PROVIDED MATERIAL:
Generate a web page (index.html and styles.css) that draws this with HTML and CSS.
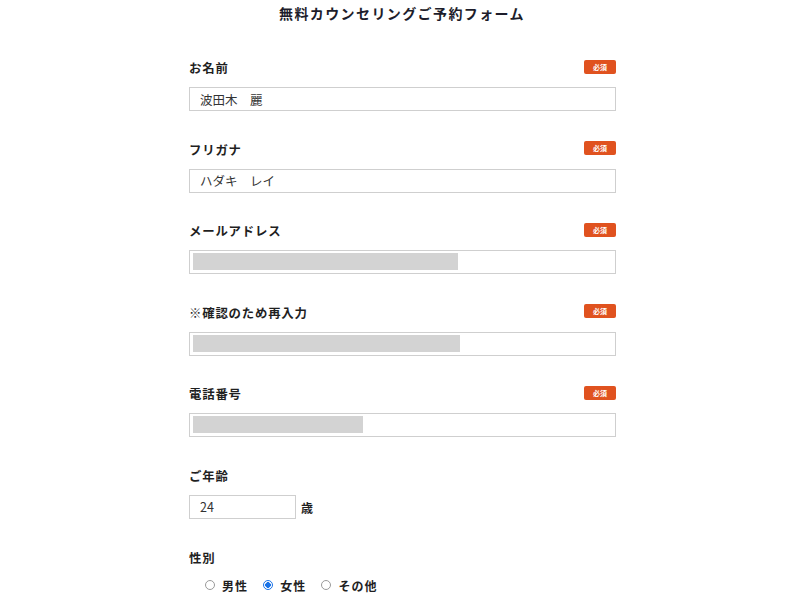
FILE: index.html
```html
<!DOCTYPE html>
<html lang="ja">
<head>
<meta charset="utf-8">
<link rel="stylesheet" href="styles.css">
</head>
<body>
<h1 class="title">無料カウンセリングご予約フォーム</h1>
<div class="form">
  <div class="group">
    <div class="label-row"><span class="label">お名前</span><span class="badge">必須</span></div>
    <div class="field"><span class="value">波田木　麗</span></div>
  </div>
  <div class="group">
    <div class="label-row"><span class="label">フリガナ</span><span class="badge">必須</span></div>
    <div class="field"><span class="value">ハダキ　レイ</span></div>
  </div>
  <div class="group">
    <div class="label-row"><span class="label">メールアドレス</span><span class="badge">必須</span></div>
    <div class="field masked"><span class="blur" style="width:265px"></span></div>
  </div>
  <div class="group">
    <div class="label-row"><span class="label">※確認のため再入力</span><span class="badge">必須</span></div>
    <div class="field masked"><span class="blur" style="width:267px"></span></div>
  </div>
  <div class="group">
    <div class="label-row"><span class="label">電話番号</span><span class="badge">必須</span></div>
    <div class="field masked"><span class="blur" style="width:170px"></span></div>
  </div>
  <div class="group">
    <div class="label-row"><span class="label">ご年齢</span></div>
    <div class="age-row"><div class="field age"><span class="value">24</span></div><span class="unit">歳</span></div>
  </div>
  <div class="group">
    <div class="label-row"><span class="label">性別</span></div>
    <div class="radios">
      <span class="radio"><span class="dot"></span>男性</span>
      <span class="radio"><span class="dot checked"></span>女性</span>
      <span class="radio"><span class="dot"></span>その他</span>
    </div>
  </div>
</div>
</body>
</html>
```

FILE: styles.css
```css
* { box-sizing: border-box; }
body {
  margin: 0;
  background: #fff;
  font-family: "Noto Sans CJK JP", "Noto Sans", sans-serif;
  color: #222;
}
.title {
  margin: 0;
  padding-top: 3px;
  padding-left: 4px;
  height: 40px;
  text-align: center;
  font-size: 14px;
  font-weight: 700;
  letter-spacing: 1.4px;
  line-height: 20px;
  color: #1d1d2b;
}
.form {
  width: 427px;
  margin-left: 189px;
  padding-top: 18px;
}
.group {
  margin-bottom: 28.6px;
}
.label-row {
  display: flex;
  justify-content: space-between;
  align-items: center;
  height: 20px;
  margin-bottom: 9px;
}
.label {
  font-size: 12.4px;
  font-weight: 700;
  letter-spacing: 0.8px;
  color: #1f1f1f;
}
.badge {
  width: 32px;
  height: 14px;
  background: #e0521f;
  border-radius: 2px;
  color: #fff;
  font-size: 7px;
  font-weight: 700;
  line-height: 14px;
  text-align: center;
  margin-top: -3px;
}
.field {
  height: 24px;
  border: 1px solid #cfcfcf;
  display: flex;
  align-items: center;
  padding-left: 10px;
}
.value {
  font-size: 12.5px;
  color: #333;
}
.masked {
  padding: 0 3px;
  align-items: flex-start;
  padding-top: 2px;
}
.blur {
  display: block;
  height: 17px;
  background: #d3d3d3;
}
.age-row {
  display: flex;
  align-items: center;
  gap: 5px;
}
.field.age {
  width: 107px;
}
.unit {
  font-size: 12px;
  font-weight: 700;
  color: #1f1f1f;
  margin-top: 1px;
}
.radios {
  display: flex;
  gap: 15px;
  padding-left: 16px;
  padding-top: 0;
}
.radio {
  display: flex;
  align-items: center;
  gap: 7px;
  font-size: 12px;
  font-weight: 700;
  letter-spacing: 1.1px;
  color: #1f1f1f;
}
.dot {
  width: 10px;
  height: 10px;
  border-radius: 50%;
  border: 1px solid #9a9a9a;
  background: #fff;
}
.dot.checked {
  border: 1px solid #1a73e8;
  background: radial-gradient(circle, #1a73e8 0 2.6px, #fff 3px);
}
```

TASK PROMPT:
Transcribe all of the material exactly, leaving out whatever pictures it contains.

ANSWER FOR THIS EXERCISE:
Generate a web page (index.html and styles.css) that draws this with HTML and CSS.
FILE: index.html
```html
<!DOCTYPE html>
<html lang="ja">
<head>
<meta charset="utf-8">
<link rel="stylesheet" href="styles.css">
</head>
<body>
<h1 class="title">無料カウンセリングご予約フォーム</h1>
<div class="form">
  <div class="group">
    <div class="label-row"><span class="label">お名前</span><span class="badge">必須</span></div>
    <div class="field"><span class="value">波田木　麗</span></div>
  </div>
  <div class="group">
    <div class="label-row"><span class="label">フリガナ</span><span class="badge">必須</span></div>
    <div class="field"><span class="value">ハダキ　レイ</span></div>
  </div>
  <div class="group">
    <div class="label-row"><span class="label">メールアドレス</span><span class="badge">必須</span></div>
    <div class="field masked"><span class="blur" style="width:265px"></span></div>
  </div>
  <div class="group">
    <div class="label-row"><span class="label">※確認のため再入力</span><span class="badge">必須</span></div>
    <div class="field masked"><span class="blur" style="width:267px"></span></div>
  </div>
  <div class="group">
    <div class="label-row"><span class="label">電話番号</span><span class="badge">必須</span></div>
    <div class="field masked"><span class="blur" style="width:170px"></span></div>
  </div>
  <div class="group">
    <div class="label-row"><span class="label">ご年齢</span></div>
    <div class="age-row"><div class="field age"><span class="value">24</span></div><span class="unit">歳</span></div>
  </div>
  <div class="group">
    <div class="label-row"><span class="label">性別</span></div>
    <div class="radios">
      <span class="radio"><span class="dot"></span>男性</span>
      <span class="radio"><span class="dot checked"></span>女性</span>
      <span class="radio"><span class="dot"></span>その他</span>
    </div>
  </div>
</div>
</body>
</html>
```

FILE: styles.css
```css
* { box-sizing: border-box; }
body {
  margin: 0;
  background: #fff;
  font-family: "Noto Sans CJK JP", "Noto Sans", sans-serif;
  color: #222;
}
.title {
  margin: 0;
  padding-top: 3px;
  padding-left: 4px;
  height: 40px;
  text-align: center;
  font-size: 14px;
  font-weight: 700;
  letter-spacing: 1.4px;
  line-height: 20px;
  color: #1d1d2b;
}
.form {
  width: 427px;
  margin-left: 189px;
  padding-top: 18px;
}
.group {
  margin-bottom: 28.6px;
}
.label-row {
  display: flex;
  justify-content: space-between;
  align-items: center;
  height: 20px;
  margin-bottom: 9px;
}
.label {
  font-size: 12.4px;
  font-weight: 700;
  letter-spacing: 0.8px;
  color: #1f1f1f;
}
.badge {
  width: 32px;
  height: 14px;
  background: #e0521f;
  border-radius: 2px;
  color: #fff;
  font-size: 7px;
  font-weight: 700;
  line-height: 14px;
  text-align: center;
  margin-top: -3px;
}
.field {
  height: 24px;
  border: 1px solid #cfcfcf;
  display: flex;
  align-items: center;
  padding-left: 10px;
}
.value {
  font-size: 12.5px;
  color: #333;
}
.masked {
  padding: 0 3px;
  align-items: flex-start;
  padding-top: 2px;
}
.blur {
  display: block;
  height: 17px;
  background: #d3d3d3;
}
.age-row {
  display: flex;
  align-items: center;
  gap: 5px;
}
.field.age {
  width: 107px;
}
.unit {
  font-size: 12px;
  font-weight: 700;
  color: #1f1f1f;
  margin-top: 1px;
}
.radios {
  display: flex;
  gap: 15px;
  padding-left: 16px;
  padding-top: 0;
}
.radio {
  display: flex;
  align-items: center;
  gap: 7px;
  font-size: 12px;
  font-weight: 700;
  letter-spacing: 1.1px;
  color: #1f1f1f;
}
.dot {
  width: 10px;
  height: 10px;
  border-radius: 50%;
  border: 1px solid #9a9a9a;
  background: #fff;
}
.dot.checked {
  border: 1px solid #1a73e8;
  background: radial-gradient(circle, #1a73e8 0 2.6px, #fff 3px);
}
```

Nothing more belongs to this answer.